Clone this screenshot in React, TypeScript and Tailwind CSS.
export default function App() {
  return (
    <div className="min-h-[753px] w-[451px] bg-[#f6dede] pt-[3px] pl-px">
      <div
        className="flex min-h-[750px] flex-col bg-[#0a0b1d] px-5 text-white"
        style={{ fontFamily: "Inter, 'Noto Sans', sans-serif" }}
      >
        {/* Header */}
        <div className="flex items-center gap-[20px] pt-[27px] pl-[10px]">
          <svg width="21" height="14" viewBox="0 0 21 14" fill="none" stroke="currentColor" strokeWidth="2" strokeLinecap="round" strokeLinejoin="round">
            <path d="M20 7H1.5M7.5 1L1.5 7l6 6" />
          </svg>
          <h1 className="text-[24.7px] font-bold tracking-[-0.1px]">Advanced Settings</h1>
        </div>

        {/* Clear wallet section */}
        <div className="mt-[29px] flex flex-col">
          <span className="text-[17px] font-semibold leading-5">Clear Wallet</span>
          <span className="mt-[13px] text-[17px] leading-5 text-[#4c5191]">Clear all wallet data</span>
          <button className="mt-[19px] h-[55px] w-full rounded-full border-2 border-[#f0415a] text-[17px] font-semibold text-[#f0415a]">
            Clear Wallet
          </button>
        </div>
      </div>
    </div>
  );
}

....

The whole listing above needs to be written out again exactly.

■ **Complete response**
Clone this screenshot in React, TypeScript and Tailwind CSS.
export default function App() {
  return (
    <div className="min-h-[753px] w-[451px] bg-[#f6dede] pt-[3px] pl-px">
      <div
        className="flex min-h-[750px] flex-col bg-[#0a0b1d] px-5 text-white"
        style={{ fontFamily: "Inter, 'Noto Sans', sans-serif" }}
      >
        {/* Header */}
        <div className="flex items-center gap-[20px] pt-[27px] pl-[10px]">
          <svg width="21" height="14" viewBox="0 0 21 14" fill="none" stroke="currentColor" strokeWidth="2" strokeLinecap="round" strokeLinejoin="round">
            <path d="M20 7H1.5M7.5 1L1.5 7l6 6" />
          </svg>
          <h1 className="text-[24.7px] font-bold tracking-[-0.1px]">Advanced Settings</h1>
        </div>

        {/* Clear wallet section */}
        <div className="mt-[29px] flex flex-col">
          <span className="text-[17px] font-semibold leading-5">Clear Wallet</span>
          <span className="mt-[13px] text-[17px] leading-5 text-[#4c5191]">Clear all wallet data</span>
          <button className="mt-[19px] h-[55px] w-full rounded-full border-2 border-[#f0415a] text-[17px] font-semibold text-[#f0415a]">
            Clear Wallet
          </button>
        </div>
      </div>
    </div>
  );
}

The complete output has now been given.